● Supplied information
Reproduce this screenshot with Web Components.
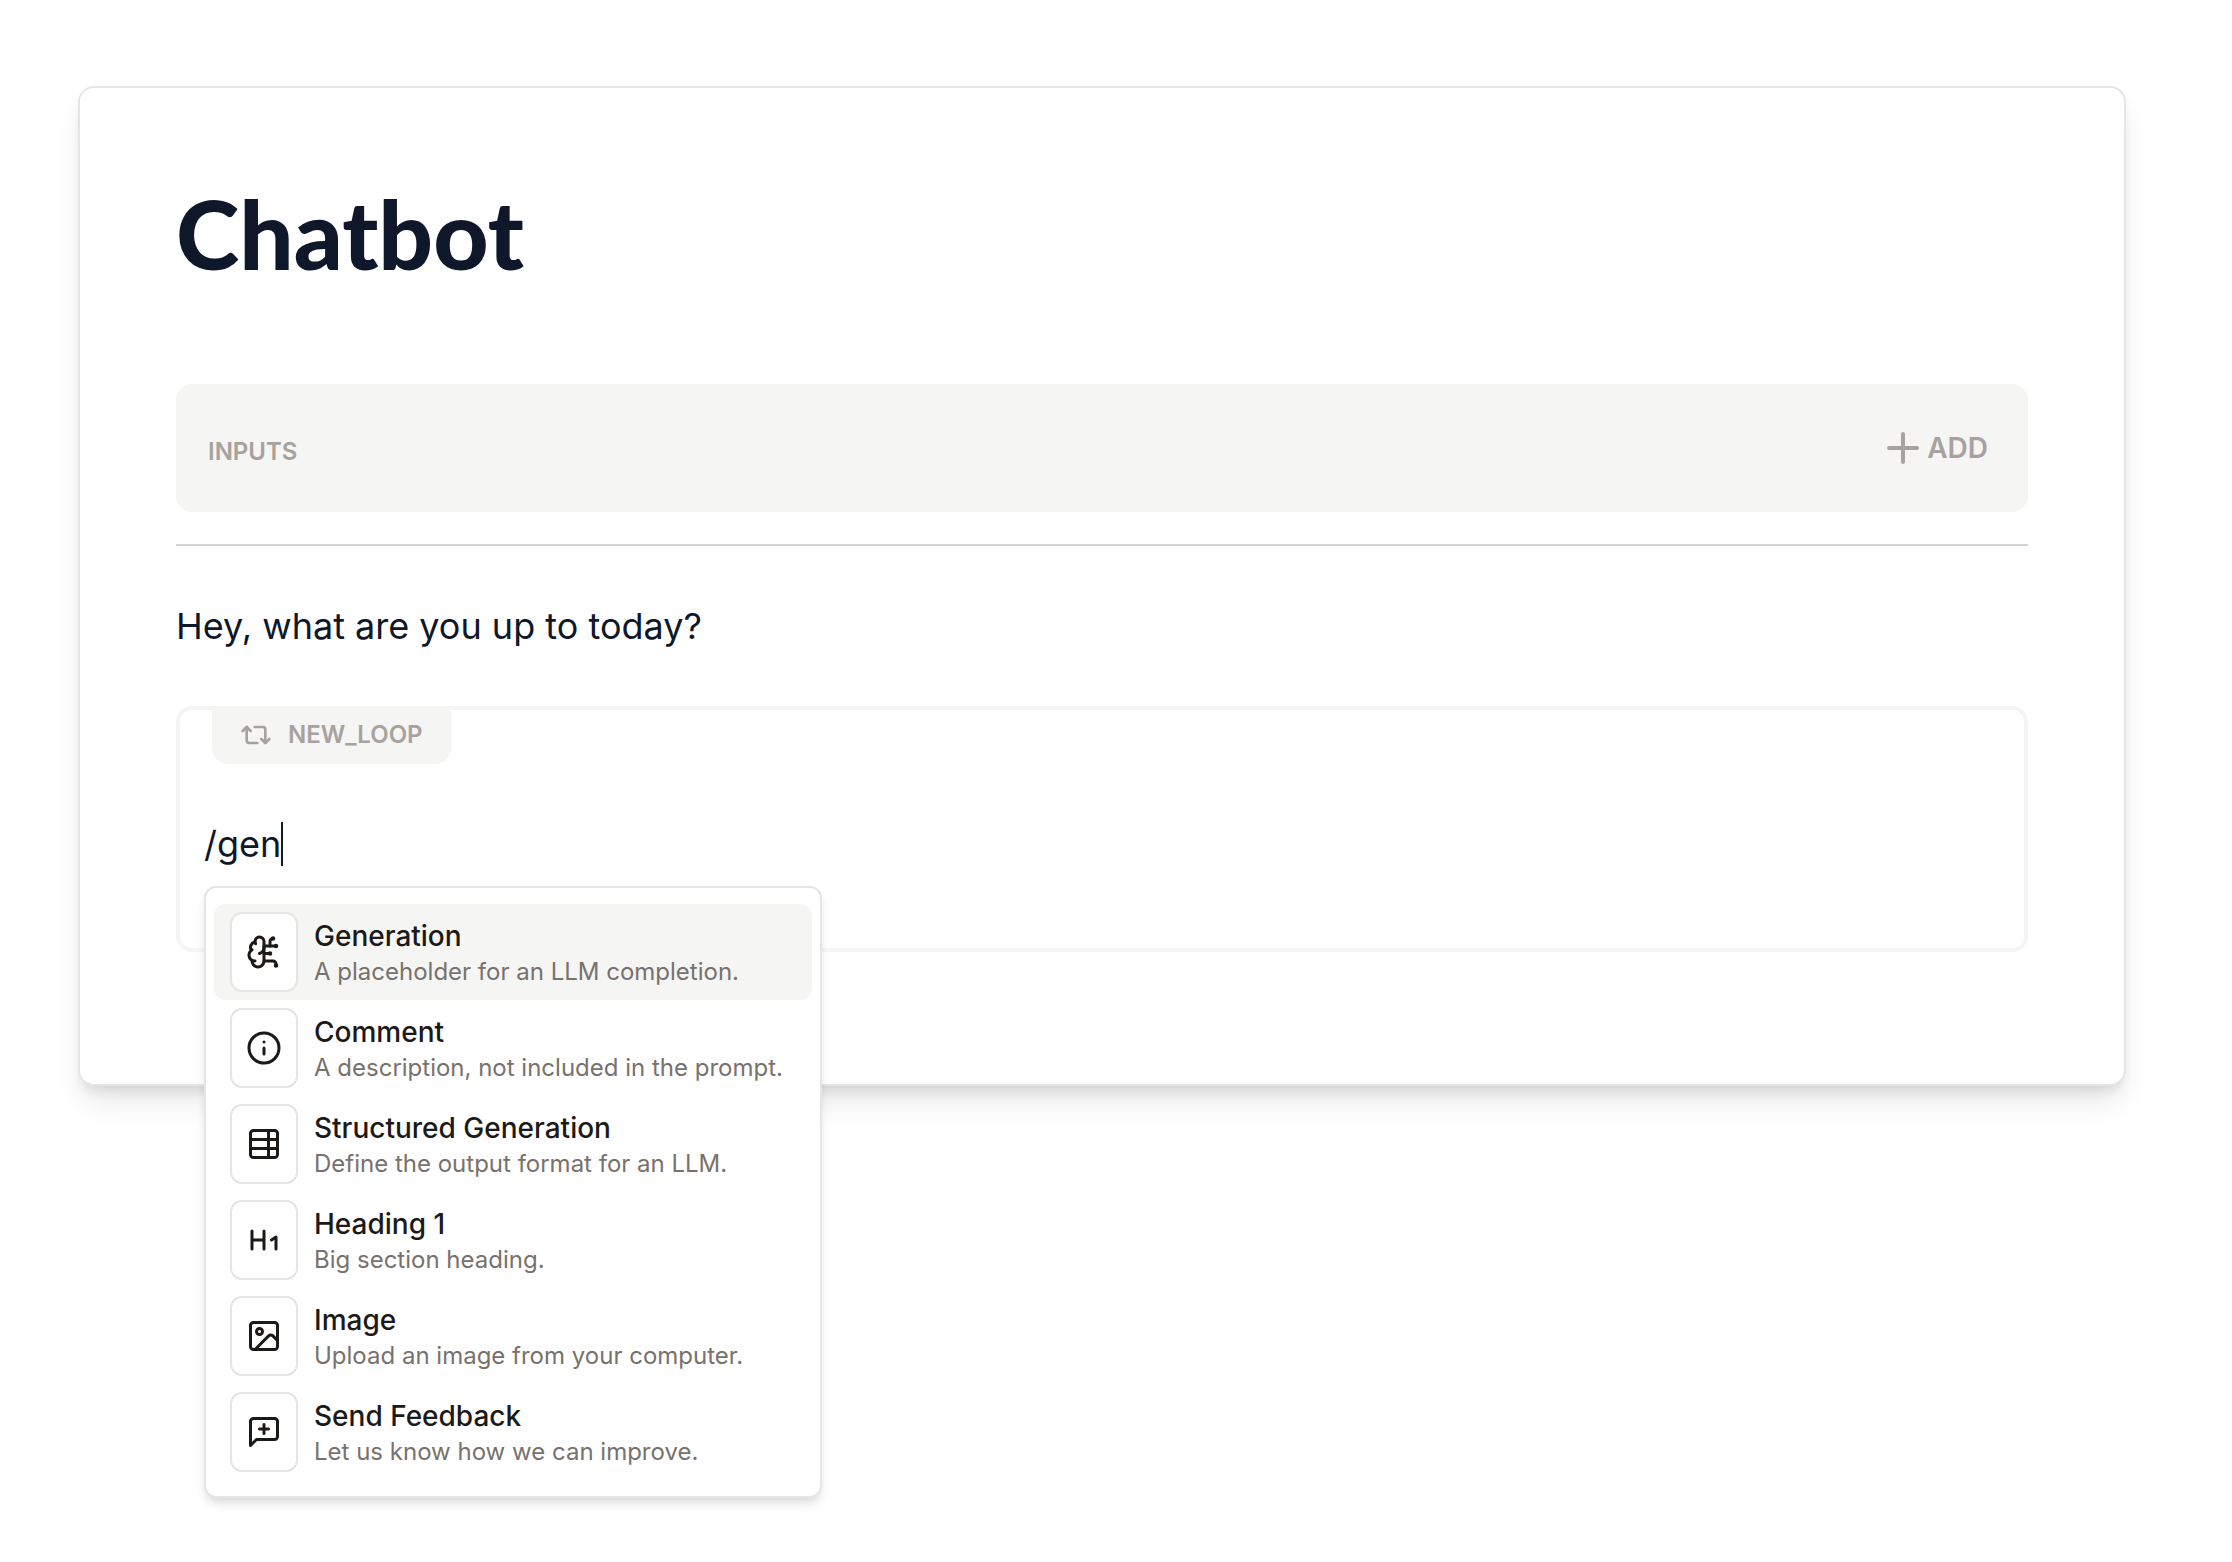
<!DOCTYPE html>
<html lang="en">
<head>
<meta charset="utf-8">
<title>Chatbot</title>
<style>
  body { margin: 0; background: #fff; color: #0f172a; font-family: Inter, "Liberation Sans", sans-serif; }
</style>
</head>
<body>
<prompt-page>
  <prompt-card heading="Chatbot">
    <inputs-bar></inputs-bar>
    <prompt-text>Hey, what are you up to today?</prompt-text>
    <loop-block name="NEW_LOOP">
      <command-input value="/gen">
        <command-menu>
          <command-item icon="brain" label="Generation" selected>A placeholder for an LLM completion.</command-item>
          <command-item icon="info" label="Comment">A description, not included in the prompt.</command-item>
          <command-item icon="table" label="Structured Generation">Define the output format for an LLM.</command-item>
          <command-item icon="heading" label="Heading 1">Big section heading.</command-item>
          <command-item icon="image" label="Image">Upload an image from your computer.</command-item>
          <command-item icon="feedback" label="Send Feedback">Let us know how we can improve.</command-item>
        </command-menu>
      </command-input>
    </loop-block>
  </prompt-card>
</prompt-page>
<script>
const ICONS = {
  plus: '<path d="M5 12h14M12 5v14"/>',
  repeat: '<path d="m2 9 3-3 3 3"/><path d="M13 18H7a2 2 0 0 1-2-2V6"/><path d="m22 15-3 3-3-3"/><path d="M11 6h6a2 2 0 0 1 2 2v10"/>',
  brain: '<path d="M12 5a3 3 0 1 0-5.997.125 4 4 0 0 0-2.526 5.77 4 4 0 0 0 .556 6.588A4 4 0 1 0 12 18Z"/><path d="M9 13a4.5 4.5 0 0 0 3-4"/><path d="M6.003 5.125A3 3 0 0 0 6.401 6.5"/><path d="M3.477 10.896a4 4 0 0 1 .585-.396"/><path d="M6 18a4 4 0 0 1-1.967-.516"/><path d="M12 13h4"/><path d="M12 18h6a2 2 0 0 1 2 2v1"/><path d="M12 8h8"/><path d="M16 8V5a2 2 0 0 1 2-2"/><circle cx="16" cy="13" r=".5"/><circle cx="18" cy="3" r=".5"/><circle cx="20" cy="21" r=".5"/><circle cx="20" cy="8" r=".5"/>',
  info: '<circle cx="12" cy="12" r="10"/><path d="M12 16v-4M12 8h.01"/>',
  table: '<rect x="3" y="3" width="18" height="18" rx="2"/><path d="M15 3v18M21 9H3M21 15H3"/>',
  heading: '<path d="M4 12h8M4 18V6M12 18V6M17 12l3-2v8"/>',
  image: '<rect x="3" y="3" width="18" height="18" rx="2"/><circle cx="9" cy="9" r="2"/><path d="m21 15-3.086-3.086a2 2 0 0 0-2.828 0L6 21"/>',
  feedback: '<path d="M21 15a2 2 0 0 1-2 2H7l-4 4V5a2 2 0 0 1 2-2h14a2 2 0 0 1 2 2z"/><path d="M12 7v6M9 10h6"/>'
};

class Base extends HTMLElement {
  connectedCallback() {
    if (this.shadowRoot) return;
    this.attachShadow({ mode: 'open' }).innerHTML =
      `<style>*{box-sizing:border-box}:host{box-sizing:border-box;display:block}${this.css()}</style>${this.html()}`;
  }
  css() { return ''; }
  html() { return '<slot></slot>'; }
}

customElements.define('line-icon', class extends Base {
  css() { return `:host{display:block;flex:none;width:var(--icon-size,36px);height:var(--icon-size,36px)}
    svg{display:block;width:100%;height:100%}`; }
  html() { return `<svg viewBox="0 0 24 24" fill="none" stroke="currentColor" stroke-width="2" stroke-linecap="round" stroke-linejoin="round" aria-hidden="true">${ICONS[this.getAttribute('name')]}</svg>`; }
});

customElements.define('prompt-page', class extends Base {
  css() { return `:host{min-height:100vh;padding:86px 106px 64px 78px}`; }
});

customElements.define('prompt-card', class extends Base {
  css() { return `
    article{padding:96px 96px 132px;border:2px solid #e5e5e5;border-radius:16px;background:#fff;
      box-shadow:0 20px 30px -6px rgb(0 0 0/.1),0 8px 12px -4px rgb(0 0 0/.1)}
    h1{margin:0 0 102px;font:900 96px/98px Lato,Inter,sans-serif}`; }
  html() { return `<article><h1>${this.getAttribute('heading')}</h1><slot></slot></article>`; }
});

customElements.define('inputs-bar', class extends Base {
  css() { return `
    :host{padding-bottom:32px;border-bottom:2px solid #d6d3d1;color:#a8a29e}
    section{display:flex;align-items:center;justify-content:space-between;height:128px;padding:0 40px 0 32px;border-radius:16px;background:#f5f5f4}
    h2{margin:0;padding-top:8px;font-size:24px;line-height:32px;font-weight:600}
    button{display:flex;align-items:center;padding:0;border:0;background:none;color:inherit;font:600 28px/40px Inter,sans-serif;cursor:pointer;--icon-size:48px}`; }
  html() { return `<section><h2>INPUTS</h2><button type="button"><line-icon name="plus"></line-icon>ADD</button></section>`; }
});

customElements.define('prompt-text', class extends Base {
  css() { return `p{margin:48px 0;font-size:36px;line-height:64px}`; }
  html() { return `<p><slot></slot></p>`; }
});

customElements.define('loop-block', class extends Base {
  css() { return `
    section{height:246px;padding:0 24px;border:4px solid #f5f5f4;border-radius:16px}
    header{display:flex;align-items:center;gap:16px;width:fit-content;height:54px;margin-left:8px;padding:0 28px 4px;border-radius:0 0 16px 16px;
      background:#f5f5f4;color:#a8a29e;--icon-size:32px}
    h2{margin:0;font-size:24px;line-height:32px;font-weight:600}`; }
  html() { return `<section><header><line-icon name="repeat"></line-icon><h2>${this.getAttribute('name')}</h2></header><slot></slot></section>`; }
});

customElements.define('command-input', class extends Base {
  css() { return `
    :host{position:relative;margin-top:48px}
    label{display:flex;align-items:center;height:64px}
    input{field-sizing:content;padding:0;border:0;outline:0;background:none;color:inherit;font:400 36px/64px Inter,sans-serif}
    i{width:2px;height:44px;background:#0f172a}`; }
  html() { return `<label><input type="text" aria-label="Prompt" value="${this.getAttribute('value')}"><i></i></label><slot></slot>`; }
});

customElements.define('command-menu', class extends Base {
  css() { return `
    :host{position:absolute;top:100%;left:0;z-index:1;width:618px;margin-top:10px;padding:16px 8px;border:2px solid #e5e5e5;border-radius:12px;background:#fff;
      box-shadow:0 8px 12px -2px rgb(0 0 0/.1),0 4px 8px -4px rgb(0 0 0/.1)}`; }
});

customElements.define('command-item', class extends Base {
  css() { return `
    button{display:flex;align-items:center;gap:16px;width:100%;height:96px;padding:8px 16px;border:0;border-radius:12px;background:none;color:#1c1917;
      font:inherit;text-align:left;cursor:pointer}
    :host([selected]) button{background:#f5f5f4}
    .tile{display:flex;align-items:center;justify-content:center;flex:none;width:68px;height:80px;border:2px solid #e5e5e5;border-radius:12px;background:#fff}
    .text{display:flex;flex-direction:column;white-space:nowrap}
    b{font-size:28px;line-height:40px;font-weight:500}
    span{font-size:24px;line-height:32px;color:#78716c}`; }
  html() { return `<button type="button"><div class="tile"><line-icon name="${this.getAttribute('icon')}"></line-icon></div><div class="text"><b>${this.getAttribute('label')}</b><span><slot></slot></span></div></button>`; }
});
</script>
</body>
</html>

● What is needed
Exactly as written, return every line of the listing, but not the pictures.

● Written answer
Reproduce this screenshot with Web Components.
<!DOCTYPE html>
<html lang="en">
<head>
<meta charset="utf-8">
<title>Chatbot</title>
<style>
  body { margin: 0; background: #fff; color: #0f172a; font-family: Inter, "Liberation Sans", sans-serif; }
</style>
</head>
<body>
<prompt-page>
  <prompt-card heading="Chatbot">
    <inputs-bar></inputs-bar>
    <prompt-text>Hey, what are you up to today?</prompt-text>
    <loop-block name="NEW_LOOP">
      <command-input value="/gen">
        <command-menu>
          <command-item icon="brain" label="Generation" selected>A placeholder for an LLM completion.</command-item>
          <command-item icon="info" label="Comment">A description, not included in the prompt.</command-item>
          <command-item icon="table" label="Structured Generation">Define the output format for an LLM.</command-item>
          <command-item icon="heading" label="Heading 1">Big section heading.</command-item>
          <command-item icon="image" label="Image">Upload an image from your computer.</command-item>
          <command-item icon="feedback" label="Send Feedback">Let us know how we can improve.</command-item>
        </command-menu>
      </command-input>
    </loop-block>
  </prompt-card>
</prompt-page>
<script>
const ICONS = {
  plus: '<path d="M5 12h14M12 5v14"/>',
  repeat: '<path d="m2 9 3-3 3 3"/><path d="M13 18H7a2 2 0 0 1-2-2V6"/><path d="m22 15-3 3-3-3"/><path d="M11 6h6a2 2 0 0 1 2 2v10"/>',
  brain: '<path d="M12 5a3 3 0 1 0-5.997.125 4 4 0 0 0-2.526 5.77 4 4 0 0 0 .556 6.588A4 4 0 1 0 12 18Z"/><path d="M9 13a4.5 4.5 0 0 0 3-4"/><path d="M6.003 5.125A3 3 0 0 0 6.401 6.5"/><path d="M3.477 10.896a4 4 0 0 1 .585-.396"/><path d="M6 18a4 4 0 0 1-1.967-.516"/><path d="M12 13h4"/><path d="M12 18h6a2 2 0 0 1 2 2v1"/><path d="M12 8h8"/><path d="M16 8V5a2 2 0 0 1 2-2"/><circle cx="16" cy="13" r=".5"/><circle cx="18" cy="3" r=".5"/><circle cx="20" cy="21" r=".5"/><circle cx="20" cy="8" r=".5"/>',
  info: '<circle cx="12" cy="12" r="10"/><path d="M12 16v-4M12 8h.01"/>',
  table: '<rect x="3" y="3" width="18" height="18" rx="2"/><path d="M15 3v18M21 9H3M21 15H3"/>',
  heading: '<path d="M4 12h8M4 18V6M12 18V6M17 12l3-2v8"/>',
  image: '<rect x="3" y="3" width="18" height="18" rx="2"/><circle cx="9" cy="9" r="2"/><path d="m21 15-3.086-3.086a2 2 0 0 0-2.828 0L6 21"/>',
  feedback: '<path d="M21 15a2 2 0 0 1-2 2H7l-4 4V5a2 2 0 0 1 2-2h14a2 2 0 0 1 2 2z"/><path d="M12 7v6M9 10h6"/>'
};

class Base extends HTMLElement {
  connectedCallback() {
    if (this.shadowRoot) return;
    this.attachShadow({ mode: 'open' }).innerHTML =
      `<style>*{box-sizing:border-box}:host{box-sizing:border-box;display:block}${this.css()}</style>${this.html()}`;
  }
  css() { return ''; }
  html() { return '<slot></slot>'; }
}

customElements.define('line-icon', class extends Base {
  css() { return `:host{display:block;flex:none;width:var(--icon-size,36px);height:var(--icon-size,36px)}
    svg{display:block;width:100%;height:100%}`; }
  html() { return `<svg viewBox="0 0 24 24" fill="none" stroke="currentColor" stroke-width="2" stroke-linecap="round" stroke-linejoin="round" aria-hidden="true">${ICONS[this.getAttribute('name')]}</svg>`; }
});

customElements.define('prompt-page', class extends Base {
  css() { return `:host{min-height:100vh;padding:86px 106px 64px 78px}`; }
});

customElements.define('prompt-card', class extends Base {
  css() { return `
    article{padding:96px 96px 132px;border:2px solid #e5e5e5;border-radius:16px;background:#fff;
      box-shadow:0 20px 30px -6px rgb(0 0 0/.1),0 8px 12px -4px rgb(0 0 0/.1)}
    h1{margin:0 0 102px;font:900 96px/98px Lato,Inter,sans-serif}`; }
  html() { return `<article><h1>${this.getAttribute('heading')}</h1><slot></slot></article>`; }
});

customElements.define('inputs-bar', class extends Base {
  css() { return `
    :host{padding-bottom:32px;border-bottom:2px solid #d6d3d1;color:#a8a29e}
    section{display:flex;align-items:center;justify-content:space-between;height:128px;padding:0 40px 0 32px;border-radius:16px;background:#f5f5f4}
    h2{margin:0;padding-top:8px;font-size:24px;line-height:32px;font-weight:600}
    button{display:flex;align-items:center;padding:0;border:0;background:none;color:inherit;font:600 28px/40px Inter,sans-serif;cursor:pointer;--icon-size:48px}`; }
  html() { return `<section><h2>INPUTS</h2><button type="button"><line-icon name="plus"></line-icon>ADD</button></section>`; }
});

customElements.define('prompt-text', class extends Base {
  css() { return `p{margin:48px 0;font-size:36px;line-height:64px}`; }
  html() { return `<p><slot></slot></p>`; }
});

customElements.define('loop-block', class extends Base {
  css() { return `
    section{height:246px;padding:0 24px;border:4px solid #f5f5f4;border-radius:16px}
    header{display:flex;align-items:center;gap:16px;width:fit-content;height:54px;margin-left:8px;padding:0 28px 4px;border-radius:0 0 16px 16px;
      background:#f5f5f4;color:#a8a29e;--icon-size:32px}
    h2{margin:0;font-size:24px;line-height:32px;font-weight:600}`; }
  html() { return `<section><header><line-icon name="repeat"></line-icon><h2>${this.getAttribute('name')}</h2></header><slot></slot></section>`; }
});

customElements.define('command-input', class extends Base {
  css() { return `
    :host{position:relative;margin-top:48px}
    label{display:flex;align-items:center;height:64px}
    input{field-sizing:content;padding:0;border:0;outline:0;background:none;color:inherit;font:400 36px/64px Inter,sans-serif}
    i{width:2px;height:44px;background:#0f172a}`; }
  html() { return `<label><input type="text" aria-label="Prompt" value="${this.getAttribute('value')}"><i></i></label><slot></slot>`; }
});

customElements.define('command-menu', class extends Base {
  css() { return `
    :host{position:absolute;top:100%;left:0;z-index:1;width:618px;margin-top:10px;padding:16px 8px;border:2px solid #e5e5e5;border-radius:12px;background:#fff;
      box-shadow:0 8px 12px -2px rgb(0 0 0/.1),0 4px 8px -4px rgb(0 0 0/.1)}`; }
});

customElements.define('command-item', class extends Base {
  css() { return `
    button{display:flex;align-items:center;gap:16px;width:100%;height:96px;padding:8px 16px;border:0;border-radius:12px;background:none;color:#1c1917;
      font:inherit;text-align:left;cursor:pointer}
    :host([selected]) button{background:#f5f5f4}
    .tile{display:flex;align-items:center;justify-content:center;flex:none;width:68px;height:80px;border:2px solid #e5e5e5;border-radius:12px;background:#fff}
    .text{display:flex;flex-direction:column;white-space:nowrap}
    b{font-size:28px;line-height:40px;font-weight:500}
    span{font-size:24px;line-height:32px;color:#78716c}`; }
  html() { return `<button type="button"><div class="tile"><line-icon name="${this.getAttribute('icon')}"></line-icon></div><div class="text"><b>${this.getAttribute('label')}</b><span><slot></slot></span></div></button>`; }
});
</script>
</body>
</html>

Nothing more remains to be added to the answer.